Мне не хотелось, чтобы Ричард уезжал; вечно он повсюду разъезжает, а я, как всегда, торчу дома.
– Когда же вы вернетесь?
– Буквально через пару дней. Хотите, чтобы я заглянул в Бартон по дороге?
– Зачем? Моя мать там больше не живет; теперь в нашем пустом доме обитают только мыши.
– Надо почаще проверять, все ли там в порядке.
Джеймс засопел и выразительно сменил позу. Я посягала на ценное время его господина. Возможно, поэтому Ричард решил уделить мне должное внимание и, подойдя ко мне, спросил, слегка коснувшись моего подбородка и приподняв к себе мое лицо:
– А как вы думаете, сможем ли мы с вами в скором времени отправиться в Лондон? Письма Элинор и Энн напомнили мне, как я соскучился по столичной жизни. Там мы сможем найти для вас наилучших акушерок и походим по театрам… Господь свидетель, как мы изголодались по развлечениям в этих северных краях. Нашему унылому особняку не помешало бы немного радости. Джеймс, разузнайте, нет ли поблизости каких-нибудь бродячих актеров, может, они согласятся выступить у нас. Или пошлите кого-нибудь из слуг.
Он обнял меня за талию одной рукой, а другой взял мою руку, словно мы собрались танцевать. Пак направился к нам, издав любопытное ворчание.
– В ином случае мне придется обучить Пака медвежьим пляскам. Смотрите!

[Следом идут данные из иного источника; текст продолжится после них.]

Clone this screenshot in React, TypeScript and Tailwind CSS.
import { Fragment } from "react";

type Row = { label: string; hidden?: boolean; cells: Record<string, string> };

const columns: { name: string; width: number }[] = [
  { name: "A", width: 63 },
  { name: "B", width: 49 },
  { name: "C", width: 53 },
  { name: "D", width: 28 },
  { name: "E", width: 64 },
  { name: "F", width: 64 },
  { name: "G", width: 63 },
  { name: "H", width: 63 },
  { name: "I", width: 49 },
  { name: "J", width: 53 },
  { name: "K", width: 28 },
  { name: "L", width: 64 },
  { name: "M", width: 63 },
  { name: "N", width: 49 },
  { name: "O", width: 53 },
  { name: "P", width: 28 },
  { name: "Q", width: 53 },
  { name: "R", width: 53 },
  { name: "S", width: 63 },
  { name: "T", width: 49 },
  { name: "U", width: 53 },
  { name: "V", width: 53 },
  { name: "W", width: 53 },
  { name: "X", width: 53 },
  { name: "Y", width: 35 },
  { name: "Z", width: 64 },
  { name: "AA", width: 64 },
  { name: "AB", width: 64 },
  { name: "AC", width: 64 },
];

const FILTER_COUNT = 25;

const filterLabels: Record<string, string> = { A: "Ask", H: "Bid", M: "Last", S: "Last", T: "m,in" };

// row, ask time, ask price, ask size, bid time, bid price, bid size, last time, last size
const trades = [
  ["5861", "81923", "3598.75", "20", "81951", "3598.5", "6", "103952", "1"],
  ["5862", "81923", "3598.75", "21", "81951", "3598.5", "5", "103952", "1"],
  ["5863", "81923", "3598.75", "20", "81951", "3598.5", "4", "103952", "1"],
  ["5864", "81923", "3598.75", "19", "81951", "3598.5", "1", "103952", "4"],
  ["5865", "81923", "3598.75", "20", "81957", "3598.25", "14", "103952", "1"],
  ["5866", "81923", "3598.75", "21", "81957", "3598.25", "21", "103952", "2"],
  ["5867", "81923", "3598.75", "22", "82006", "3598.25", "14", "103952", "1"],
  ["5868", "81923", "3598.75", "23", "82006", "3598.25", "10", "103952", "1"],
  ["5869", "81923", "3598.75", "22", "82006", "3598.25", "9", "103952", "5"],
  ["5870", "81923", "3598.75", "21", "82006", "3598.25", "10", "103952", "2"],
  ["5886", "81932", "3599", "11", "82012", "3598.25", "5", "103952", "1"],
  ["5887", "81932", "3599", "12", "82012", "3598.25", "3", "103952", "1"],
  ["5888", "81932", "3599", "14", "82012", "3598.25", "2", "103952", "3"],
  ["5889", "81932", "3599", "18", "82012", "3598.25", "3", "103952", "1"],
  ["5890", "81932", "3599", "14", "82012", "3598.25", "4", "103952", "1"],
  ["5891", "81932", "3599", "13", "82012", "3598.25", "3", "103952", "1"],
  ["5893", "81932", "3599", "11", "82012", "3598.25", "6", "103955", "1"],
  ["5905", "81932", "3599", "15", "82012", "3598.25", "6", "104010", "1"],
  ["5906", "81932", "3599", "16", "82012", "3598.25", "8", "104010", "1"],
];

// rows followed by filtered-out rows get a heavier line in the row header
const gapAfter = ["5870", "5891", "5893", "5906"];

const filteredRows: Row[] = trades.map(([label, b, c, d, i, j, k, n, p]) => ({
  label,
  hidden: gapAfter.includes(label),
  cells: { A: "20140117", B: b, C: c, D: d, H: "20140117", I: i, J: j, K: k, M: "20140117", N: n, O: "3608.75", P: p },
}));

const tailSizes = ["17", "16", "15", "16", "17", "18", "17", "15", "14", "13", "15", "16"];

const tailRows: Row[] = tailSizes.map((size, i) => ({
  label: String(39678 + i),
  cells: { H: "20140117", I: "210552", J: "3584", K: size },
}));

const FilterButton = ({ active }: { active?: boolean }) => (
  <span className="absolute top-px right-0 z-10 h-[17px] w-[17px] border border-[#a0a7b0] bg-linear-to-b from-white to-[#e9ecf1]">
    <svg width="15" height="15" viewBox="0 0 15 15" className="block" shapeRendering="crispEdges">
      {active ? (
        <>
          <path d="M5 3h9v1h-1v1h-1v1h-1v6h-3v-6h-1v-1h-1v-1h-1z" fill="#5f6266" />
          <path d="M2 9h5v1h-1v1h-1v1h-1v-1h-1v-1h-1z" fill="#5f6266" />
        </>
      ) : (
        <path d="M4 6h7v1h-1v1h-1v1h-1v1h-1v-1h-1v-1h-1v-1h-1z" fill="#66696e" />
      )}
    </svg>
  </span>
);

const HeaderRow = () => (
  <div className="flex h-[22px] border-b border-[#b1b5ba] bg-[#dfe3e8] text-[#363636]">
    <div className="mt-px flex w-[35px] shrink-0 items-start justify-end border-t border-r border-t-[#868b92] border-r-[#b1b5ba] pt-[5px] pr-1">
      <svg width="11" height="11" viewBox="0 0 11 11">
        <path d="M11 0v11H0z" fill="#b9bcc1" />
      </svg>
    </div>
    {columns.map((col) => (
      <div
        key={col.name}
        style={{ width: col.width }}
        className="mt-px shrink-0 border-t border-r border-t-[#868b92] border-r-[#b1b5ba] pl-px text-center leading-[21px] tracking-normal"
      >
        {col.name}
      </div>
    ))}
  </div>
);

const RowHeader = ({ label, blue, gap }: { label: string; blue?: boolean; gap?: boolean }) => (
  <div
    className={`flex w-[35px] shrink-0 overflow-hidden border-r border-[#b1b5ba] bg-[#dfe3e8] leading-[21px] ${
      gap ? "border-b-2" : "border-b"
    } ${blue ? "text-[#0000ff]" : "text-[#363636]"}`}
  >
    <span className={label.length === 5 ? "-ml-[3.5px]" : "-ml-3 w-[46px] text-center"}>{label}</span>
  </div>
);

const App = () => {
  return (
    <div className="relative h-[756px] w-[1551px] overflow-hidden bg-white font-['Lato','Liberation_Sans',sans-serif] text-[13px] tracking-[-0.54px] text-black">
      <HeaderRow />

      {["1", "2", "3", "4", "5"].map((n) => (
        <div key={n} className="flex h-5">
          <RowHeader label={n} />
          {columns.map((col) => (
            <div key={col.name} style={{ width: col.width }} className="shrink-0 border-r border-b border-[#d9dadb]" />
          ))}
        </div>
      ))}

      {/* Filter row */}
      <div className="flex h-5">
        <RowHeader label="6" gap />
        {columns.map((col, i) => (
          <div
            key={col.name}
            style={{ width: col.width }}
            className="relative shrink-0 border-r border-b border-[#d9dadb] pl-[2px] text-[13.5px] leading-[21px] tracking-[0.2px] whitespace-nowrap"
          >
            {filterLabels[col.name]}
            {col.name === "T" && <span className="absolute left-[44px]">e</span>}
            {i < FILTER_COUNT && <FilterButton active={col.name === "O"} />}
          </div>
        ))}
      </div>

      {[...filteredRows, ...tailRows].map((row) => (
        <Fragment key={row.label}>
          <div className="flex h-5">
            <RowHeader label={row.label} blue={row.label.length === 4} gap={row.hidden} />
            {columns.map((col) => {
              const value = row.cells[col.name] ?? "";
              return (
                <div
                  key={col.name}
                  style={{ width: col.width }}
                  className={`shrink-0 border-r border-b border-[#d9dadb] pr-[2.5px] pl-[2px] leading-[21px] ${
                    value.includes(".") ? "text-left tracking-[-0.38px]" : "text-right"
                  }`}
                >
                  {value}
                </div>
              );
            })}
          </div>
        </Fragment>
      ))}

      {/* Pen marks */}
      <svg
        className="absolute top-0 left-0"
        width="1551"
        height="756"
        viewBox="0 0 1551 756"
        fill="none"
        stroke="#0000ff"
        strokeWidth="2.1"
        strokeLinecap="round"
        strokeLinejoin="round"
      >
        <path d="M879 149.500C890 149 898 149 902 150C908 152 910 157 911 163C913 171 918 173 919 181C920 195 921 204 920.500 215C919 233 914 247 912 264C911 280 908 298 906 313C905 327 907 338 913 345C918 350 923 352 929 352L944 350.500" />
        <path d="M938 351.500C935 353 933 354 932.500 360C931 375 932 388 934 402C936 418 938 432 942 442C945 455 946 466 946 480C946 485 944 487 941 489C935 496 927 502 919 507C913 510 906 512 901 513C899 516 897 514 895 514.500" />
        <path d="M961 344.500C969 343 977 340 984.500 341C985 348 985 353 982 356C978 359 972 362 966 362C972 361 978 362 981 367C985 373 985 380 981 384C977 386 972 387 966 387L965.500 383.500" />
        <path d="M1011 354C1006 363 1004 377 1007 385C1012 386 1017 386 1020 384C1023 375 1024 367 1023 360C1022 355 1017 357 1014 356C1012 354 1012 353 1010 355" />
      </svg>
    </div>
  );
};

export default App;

Он отпустил меня и поднял собаку за мощные передние лапы, положив их в себе на плечи, так что гигантская собачья голова оказалась на одном уровне с лицом Ричарда. Я невольно улыбнулась, когда они начали неуклюжий танец, Пак вывалил из пасти язык, с трудом перемещаясь на задних лапах по каменным плитам пола, куда в итоге и опустился далеко не грациозно на все четыре конечности. И мгновенно побежал ко мне за вознаграждающим поглаживанием.
– Бесталанное создание. Нам с ним придется изрядно порепетировать перед представлением, – пошутил Ричард.
Он оставил меня с Джеймсом, а Джеймса с их незаконченными делами. Я понимала, что не единственная среди домочадцев оставалась брошенной, когда у моего супруга появлялось дорожное настроение. Я смотрела ему вслед, еще чувствуя на своей щеке легкий поцелуй, а на плечах – тяжеленный, как мокрый плащ, груз семейной жизни.